La crisi di fatto non è risolta: urge patto con l’UdC, altrimenti elezioni a marzo
Silvio Berlusconi ha vinto la sua battaglia politica, ma soprattutto la sua battaglia personale contro l’odiato Fini. Ha affermato ancora una volta la sua superiorità nello scontro diretto, nel sapersi accaparrare anche all’ultimo minuto i due voti decisivi, nello sbaragliare con un vigoroso colpo di coda quegli avversari, che credevano di avere ormai la vittoria in tasca.
Il Cavaliere però è astuto ed è consapevole che questo successo non gli consentirà mai di governare serenamente, perciò deve passare alla seconda fase della sua strategia: aprire all’UdC. Dopo l’affermazione di forza, è giunto ora il momento di trattare con Casini, anche se l’impresa non sarà facile: ma al premier le imprese impossibili sono sempre piaciute e, spesso, anche riuscite. Pierferdi per ora declina ogni trattativa: «Abbiamo chiesto al Cavaliere di dimettersi, prima o dopo il voto alla Camera, per dare vita ad un governo di responsabilità più ampio, ma il presidente del Consiglio non ha ritenuto di ascoltare il nostro suggerimento. Ora ha ottenuto la fiducia che voleva, per tre voti: ebbene governi!» ha detto il leader centrista.

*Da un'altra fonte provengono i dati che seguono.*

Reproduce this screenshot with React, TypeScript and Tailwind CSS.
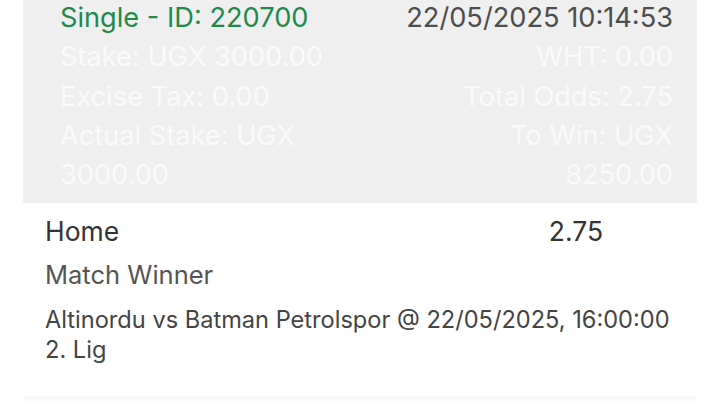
export default function App() {
  return (
    <div className="w-[705px] h-[401px] overflow-hidden bg-white" style={{ fontFamily: 'Inter, "Noto Sans", sans-serif' }}>
      <div className="ml-[23px] mr-[8px] -mt-[2px]">
        {/* summary */}
        <div className="bg-[#efefef] pl-[37px] pr-[24px] pb-[9px] flex justify-between text-[27.2px] leading-[39.3px]">
          <div className="flex flex-col">
            <span className="text-[#1e8a4b]">Single - ID: 220700</span>
            <span className="text-[#fafafa]">Stake: UGX 3000.00</span>
            <span className="text-[#fafafa]">Excise Tax: 0.00</span>
            <span className="text-[#fafafa]">
              Actual Stake: UGX
              <br />
              3000.00
            </span>
          </div>
          <div className="flex flex-col items-end text-right">
            <span className="text-[#4d4d4d]">22/05/2025 10:14:53</span>
            <span className="text-[#fafafa]">WHT: 0.00</span>
            <span className="text-[#fafafa]">Total Odds: 2.75</span>
            <span className="text-[#fafafa]">
              To Win: UGX
              <br />
              8250.00
            </span>
          </div>
        </div>

        {/* selection */}
        <div className="pl-[22px] pr-[24px] pt-[11px]">
          <div className="flex justify-between text-[26.5px] leading-[34px] text-[#333]">
            <span>Home</span>
            <span className="mr-[70px]">2.75</span>
          </div>
          <div className="mt-[10px] text-[25.5px] leading-[34px] text-[#555]">Match Winner</div>
          <div className="mt-[13px] text-[23.6px] leading-[30px] text-[#444]">
            Altinordu vs Batman Petrolspor @ 22/05/2025, 16:00:00
            <br />
            2. Lig
          </div>
        </div>
        <div className="mt-[31px] h-[10px] bg-[#fafafa]" />
      </div>
    </div>
  );
}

Berlusconi però non può arrendersi così e sarà disposto a fare molte concessioni a Casini, prima tra tutte l’apertura di una “crisi pilotata”, che permetterebbe l’allargamento della maggioranza. Il tempo che il Cavaliere e la Lega si concederanno per conseguire l’accordo con l’UdC è fissato entro il sette gennaio prossimo, «altrimenti – ha detto il ministro Maroni – si andrà a votare a marzo». Quest’ipotesi sembra volerla, però, scongiurare il premier, che ieri, dopo il colloquio con Napolitano, si è detto convinto della pericolosità che le urne rappresentino per il Paese, salvo poi ammettere che le elezioni restano comunque un’ipotesi contemplata, qualora fosse impossibile accordarsi con i centristi.
Preziosi alleati del premier, per la felice conclusione del patto con l’UdC, saranno senz’altro: Napolitano, da sempre fervido oppositore del voto anticipato; il mondo dell’impresa e del lavoro, con la presidente di Confindustria, Marcegaglia, ed il segretario della Cisl, Bonanni, in testa; le alte gerarchie ecclesiali, che auspicano già da tempo un ricongiungimento dell’area dei moderati.
Il momento cruciale per la soluzione della crisi, dunque, giunge adesso. Se non si riuscirà ad allargare la maggioranza all’UdC, la vittoria di Berlusconi di ieri sarà stata davvero una “vittoria di Pirro”, utile per imbaldanzirsi un po’, ma inutile per mettere fine alle contese che lacerano la vita politica italiana e, di riflesso, anche quella sociale. Gli italiani pretendono risposte concrete ai problemi che affliggono il Paese già da troppo tempo e non intendono attendere oltre.